ラディカルに詰めれば、人間が自分に抱く自己像というのは、けっきょくはすべて幻想です。何も驚くことは無い。人間のイメージとはつまり幻想のことなのだから、トートロジー(同語反復)です。

だから「自分はこういう人間だ」と、特定の自己像を設定してしまった瞬間、必ず本当の自分とのあいだにズレが生じる。

人間はやれ自分はヤンキーだ、真面目だ、良い主婦だ、可愛い彼女だ…などなど自己像に落ち着こうと必死になります(多くはそれが自分がなりたい理想像であったりするわけですから必然ですが)が、ふとた時、本当自分は実はそれとはちょっと違うんじゃないかとか、そういう風に感じ始めたり、それすら感じなくなって、ある種の宗教にすがるように、キャラに乗っ取られていってしまったりする。

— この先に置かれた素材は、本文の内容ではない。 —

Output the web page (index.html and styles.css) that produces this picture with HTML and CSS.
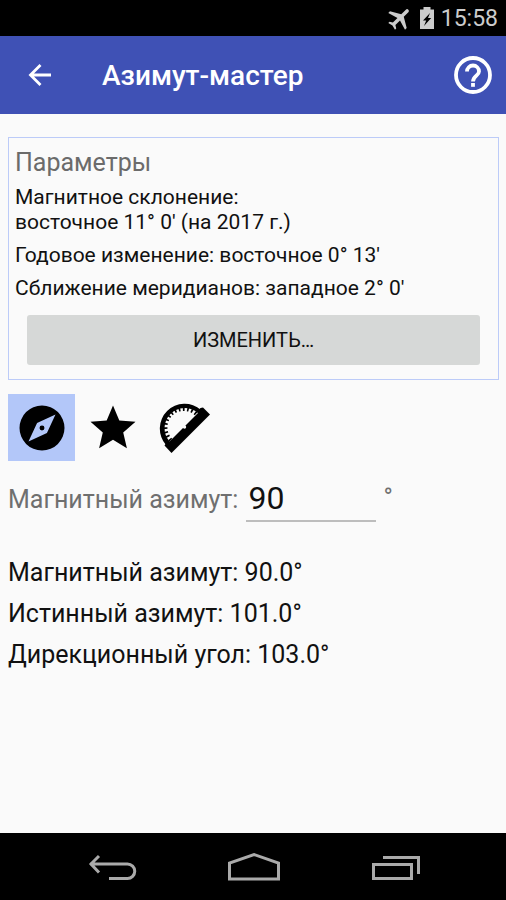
FILE: index.html
```html
<!DOCTYPE html>
<html lang="ru">
<head>
<meta charset="utf-8">
<meta name="viewport" content="width=device-width, initial-scale=1">
<title>Азимут-мастер</title>
<link rel="stylesheet" href="styles.css">
</head>
<body>
<div class="status">
  <svg width="26" height="26" viewBox="1 1 22 22" aria-hidden="true"><path transform="rotate(45 12 12)" d="M22 16v-2l-8.500-5V3.500a1.500 1.500 0 0 0-3 0V9L2 14v2l8.500-2.500V19L8 20.500V22l4-1 4 1v-1.500L13.500 19v-5.500z"/></svg>
  <svg width="16" height="24" viewBox="0 0 16 24" aria-hidden="true"><path fill-rule="evenodd" d="M4.500 1h7v2.500H15V23H1V3.500h3.500zM11 7L4 14.500h3.200L5 20l7.200-8H9z"/></svg>
  <time class="clock">15:58</time>
</div>
<header class="bar">
  <button class="bar-button" aria-label="Назад"><svg width="24" height="24" viewBox="0 0 24 24"><path d="M23 12H3M12.500 2L2.500 12l10 10" fill="none" stroke="currentColor" stroke-width="2.800"/></svg></button>
  <h1 class="title">Азимут-мастер</h1>
  <button class="bar-button" aria-label="Справка"><svg width="40" height="40" viewBox="0 0 40 40"><g fill="none" stroke="currentColor" stroke-width="3.800"><circle cx="20" cy="20" r="17"/><path d="M14 16.500a6 6 0 0 1 12 0c0 4-6 4.500-6 10"/></g><path d="M18.100 28h3.800v3.800h-3.800z" fill="currentColor"/></svg></button>
</header>
<main class="content">
  <section class="panel">
    <h2 class="panel-title">Параметры</h2>
    <p class="param">Магнитное склонение:<br>восточное 11° 0' (на 2017 г.)</p>
    <p class="param">Годовое изменение: восточное 0° 13'</p>
    <p class="param">Сближение меридианов: западное 2° 0'</p>
    <button class="change">ИЗМЕНИТЬ…</button>
  </section>
  <div class="modes">
    <button class="mode mode-active" aria-label="Магнитный азимут"><svg width="54" height="54" viewBox="0 0 24 24"><path fill-rule="evenodd" d="M12 2a10 10 0 1 0 0 20 10 10 0 0 0 0-20zM14.190 14.190L6 18l3.810-8.190L18 6zM12 10.900a1.100 1.100 0 1 0 0 2.200 1.100 1.100 0 0 0 0-2.200z"/></svg></button>
    <button class="mode" aria-label="Истинный азимут"><svg width="54" height="54" viewBox="0 0 24 24"><path d="M12 17.270L18.180 21l-1.640-7.030L22 9.240l-7.190-.61L12 2 9.190 8.630 2 9.240l5.460 4.730L5.820 21z"/></svg></button>
    <button class="mode" aria-label="Дирекционный угол"><svg width="54" height="54" viewBox="0 0 54 54"><path d="M9 44A24.800 24.800 0 0 1 44 9z"/><path d="M7.500 44.500L14.500 52 53 13.500 46 6.500 43.500 7 10 41z"/><path d="M12.500 40.500A20.200 20.200 0 0 1 41 12z" fill="#fafafa"/><path d="M13.800 39.200A18.300 18.300 0 0 1 39.700 13.300" fill="none" stroke="#000" stroke-width="4" stroke-dasharray="1.700 2.500"/><circle cx="27.500" cy="26" r="1.700" fill="#fafafa"/></svg></button>
  </div>
  <div class="entry">
    <label class="entry-label" for="azimuth">Магнитный азимут:</label>
    <input class="entry-input" id="azimuth" type="text" inputmode="numeric" value="90">
    <span class="degree">°</span>
  </div>
  <div class="results">
    <p>Магнитный азимут: 90.0°</p>
    <p>Истинный азимут: 101.0°</p>
    <p>Дирекционный угол: 103.0°</p>
  </div>
</main>
<nav class="system">
  <button class="key" aria-label="Назад"><svg width="50" height="32" viewBox="0 0 50 32"><path d="M3 12h37.500a7 7 0 0 1 0 14.500H22M12 4L4 12l8 8.500"/></svg></button>
  <button class="key" aria-label="Домой"><svg width="54" height="32" viewBox="0 0 54 32"><path d="M2.500 27V11L27 2.500 51.500 11v16z"/></svg></button>
  <button class="key" aria-label="Недавние"><svg width="50" height="32" viewBox="0 0 50 32"><path d="M2.500 12.500h38v14h-38zM12 5.500h35.500V22"/></svg></button>
</nav>
</body>
</html>
```
FILE: styles.css
```css
* { box-sizing: border-box; }
body {
  margin: 0;
  min-height: 100vh;
  display: flex;
  flex-direction: column;
  background: #fafafa;
  color: #111;
  font-family: Roboto, "Liberation Sans", sans-serif;
}
h1, h2, p { margin: 0; font-weight: 400; }
button {
  border: 0;
  padding: 0;
  background: none;
  color: inherit;
  font: inherit;
}
svg { display: block; }
.status {
  height: 36px;
  padding-right: 8px;
  display: flex;
  align-items: center;
  justify-content: flex-end;
  gap: 6px;
  background: #000;
  color: #ccc;
  fill: #ccc;
}
.clock { padding-top: 2px; font-size: 23px; line-height: 34px; }
.bar {
  height: 78px;
  padding: 0 13px 0 28px;
  display: flex;
  align-items: center;
  background: #3f51b5;
  color: #fff;
}
.title {
  flex: 1;
  margin-left: 50px;
  padding-top: 2px;
  font-size: 28px;
  line-height: 36px;
  font-weight: 500;
}
.content { flex: 1; padding: 23px 7px 0 8px; }
.panel {
  padding: 8px 6px 14px;
  border: 1px solid #bccbf8;
}
.panel-title { color: #6b6b6b; font-size: 25px; line-height: 34px; }
.param { margin-top: 8px; font-size: 21px; line-height: 25px; }
.panel-title + .param { margin-top: 5px; }
.change {
  display: block;
  width: calc(100% - 24px);
  height: 50px;
  margin: 14px 12px 0;
  border-radius: 3px;
  background: #d6d8d7;
  font-size: 20px;
}
.modes { display: flex; gap: 4px; margin-top: 14px; }
.mode {
  width: 67px;
  height: 67px;
  display: grid;
  place-items: center;
}
.mode-active { background: #b3c7f9; }
.entry { display: flex; align-items: center; margin-top: 16px; }
.entry-label { color: #6f6f6f; font-size: 25px; line-height: 44px; }
.entry-input {
  width: 130px;
  height: 45px;
  margin: 0 7px 0 8px;
  padding: 0 2px 2px;
  border: 0;
  border-bottom: 2px solid #bdbdbd;
  background: none;
  color: inherit;
  font: 32px Roboto, "Liberation Sans", sans-serif;
}
.degree { color: #6f6f6f; font-size: 25px; line-height: 40px; padding-bottom: 4px; }
.results { margin-top: 30px; font-size: 25px; line-height: 41px; }
.system {
  height: 67px;
  padding: 0 85px 0 87px;
  display: flex;
  align-items: center;
  justify-content: space-between;
  background: #000;
}
.key { padding-top: 2px; fill: none; stroke: #aaa; stroke-width: 3; }
```
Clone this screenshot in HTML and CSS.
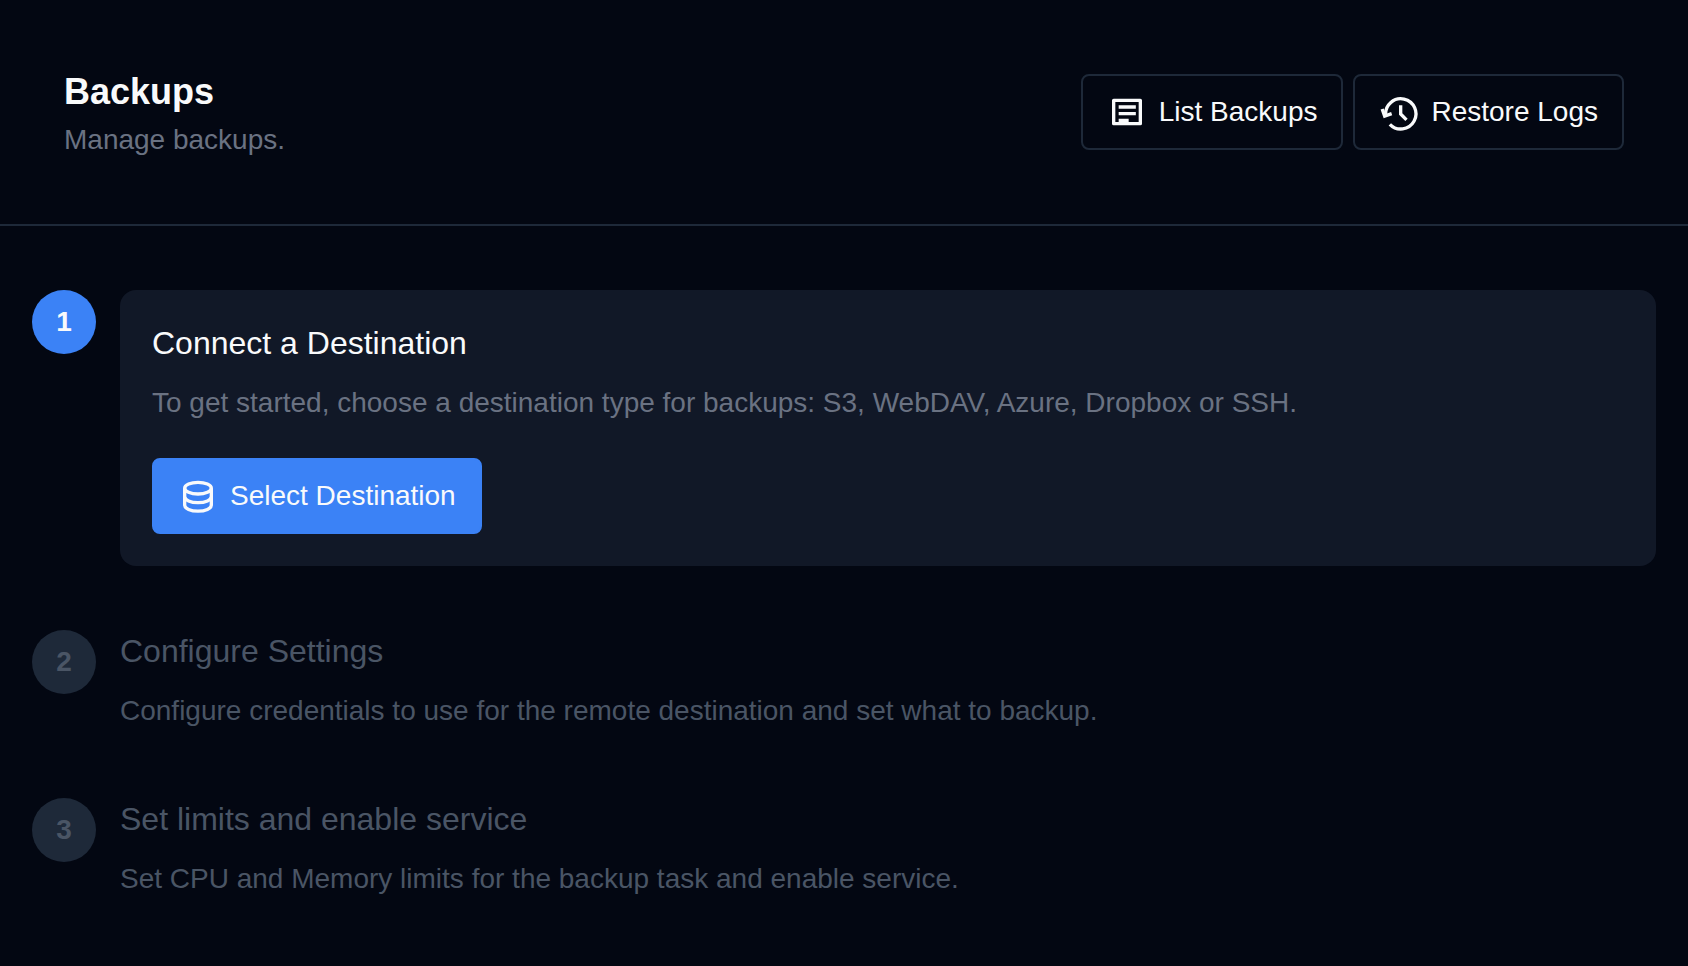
FILE: index.html
```
<!DOCTYPE html>
<html lang="en">
<head>
<meta charset="utf-8">
<meta name="viewport" content="width=device-width, initial-scale=1">
<title>Backups</title>
<link rel="stylesheet" href="styles.css">
</head>
<body>
<header class="page-header">
  <div class="heading">
    <h1 class="page-title">Backups</h1>
    <p class="subtitle">Manage backups.</p>
  </div>
  <div class="actions">
    <button type="button" class="button button-outline">
      <svg class="icon" viewBox="0 0 24 24" fill="none" stroke="currentColor" stroke-width="2" stroke-linejoin="round" aria-hidden="true">
        <path d="M4 5h16v14H4z"/>
        <path d="M7 9h10.300M7 13h10.300M7 17h6"/>
      </svg>
      List Backups
    </button>
    <button type="button" class="button button-outline">
      <svg class="icon" viewBox="0 0 24 24" fill="none" stroke="currentColor" stroke-width="2" aria-hidden="true">
        <path d="M4 13.800A9.100 9.100 0 1 1 6.500 19.400"/>
        <path d="M1.900 10.200l1.500 4.300 4.200-1.500"/>
        <path d="M13 8v5.200l3.500 3.500"/>
      </svg>
      Restore Logs
    </button>
  </div>
</header>
<main>
  <ol class="steps">
    <li class="step step-active">
      <span class="step-number">1</span>
      <section class="step-body">
        <h2 class="step-title">Connect a Destination</h2>
        <p class="step-text">To get started, choose a destination type for backups: S3, WebDAV, Azure, Dropbox or SSH.</p>
        <button type="button" class="button button-primary">
          <svg class="icon" viewBox="0 0 24 24" fill="none" stroke="currentColor" stroke-width="2" aria-hidden="true">
            <ellipse cx="12" cy="7.300" rx="8" ry="3.500"/>
            <path d="M4 7.300v10.300c0 1.930 3.580 3.500 8 3.500s8-1.570 8-3.500V7.300"/>
            <path d="M4 12.500c0 1.930 3.580 3.500 8 3.500s8-1.570 8-3.500"/>
          </svg>
          Select Destination
        </button>
      </section>
    </li>
    <li class="step">
      <span class="step-number">2</span>
      <section class="step-body">
        <h2 class="step-title">Configure Settings</h2>
        <p class="step-text">Configure credentials to use for the remote destination and set what to backup.</p>
      </section>
    </li>
    <li class="step">
      <span class="step-number">3</span>
      <section class="step-body">
        <h2 class="step-title">Set limits and enable service</h2>
        <p class="step-text">Set CPU and Memory limits for the backup task and enable service.</p>
      </section>
    </li>
  </ol>
</main>
</body>
</html>
```
FILE: styles.css
```
* {
  box-sizing: border-box;
}

body {
  margin: 0;
  background: #030712;
  color: #f9fafb;
  font: 28px/40px "Liberation Sans", Arial, sans-serif;
}

h1, h2, p, ol {
  margin: 0;
  padding: 0;
}

.page-header {
  display: flex;
  flex-wrap: wrap;
  align-items: center;
  justify-content: space-between;
  gap: 24px;
  padding: 64px;
  border-bottom: 2px solid #1e2939;
}

.page-title {
  font-size: 36px;
  line-height: 56px;
  font-weight: 700;
}

.subtitle {
  color: #6a7282;
}

.actions {
  display: flex;
  flex-wrap: wrap;
  gap: 10px;
}

.button {
  display: flex;
  align-items: center;
  gap: 12px;
  padding: 16px 24px;
  border: 2px solid transparent;
  border-radius: 8px;
  color: #f9fafb;
  font: inherit;
  cursor: pointer;
}

.button-outline {
  background: transparent;
  border-color: #1e2939;
}

.button-primary {
  margin-top: 32px;
  background: #3b82f6;
  border-color: #3b82f6;
}

.icon {
  width: 40px;
  height: 40px;
  flex: none;
}

.steps {
  display: flex;
  flex-direction: column;
  gap: 64px;
  padding: 64px 32px;
  list-style: none;
}

.step {
  display: flex;
  gap: 24px;
  color: #4a5565;
}

.step-number {
  display: grid;
  place-items: center;
  flex: none;
  width: 64px;
  height: 64px;
  border-radius: 50%;
  background: #1e2939;
  font-weight: 700;
}

.step-body {
  flex: 1;
  min-width: 0;
}

.step-title {
  margin-bottom: 16px;
  font-size: 32px;
  line-height: 42px;
  font-weight: 400;
}

.step-text {
  line-height: 46px;
}

.step-active .step-number {
  background: #3b82f6;
  color: #f9fafb;
}

.step-active .step-body {
  padding: 32px;
  border-radius: 16px;
  background: #111827;
}

.step-active .step-title {
  color: #f9fafb;
}

.step-active .step-text {
  color: #6a7282;
}
```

そしてそのズレの正体は、言語というものの限界でもあるわけです。

言語というものはどこまで修飾語をつけても実在とは乖離します。この手の話はソシュールの『一般言語学講義』に詳しく書かれていますが、

たとえば目の前にリンゴがあります。それはどういうリンゴでしょうか?修飾して、「机の上にある、赤いリンゴ」としましょう。しかしそう言ったところで、それは目の前にあるリンゴと完全一致するか?するわけありません。

赤って、どんな赤なの?質量は?付着している小さい汚れは?…と、ディティールを完全に追うことは出来ない。たとえ時間をかけて追えたとしても、不合理な作業です。そして、我々が悠長にそんなことを観察しているうちにリンゴは腐り、やがて土に返るでしょう。(なにせ果物は不変ではないのですから)

人間についても同じことが言えます。人間は変わっていく。『平家物語』の冒頭には〝祇園精舎の鐘の音 諸行無常の響きあり〟とありますが、人間が変わっていくから、同じ鐘の音が幾通りにも聞こえてくるわけです。

同じ映画でも、子供に観た時と、大人になって観た時では、だいぶ印象が変わって見えることがあります。それは間違っても映画のフィルムが変わったわけではなく、自分自身が変化したのです。

キャラというのは祇園精舎の鐘に過ぎません。毎日毎日同じ音を響かせます。だからと言って、我々が、同じ音を鳴らすことにこだわる必要はありません。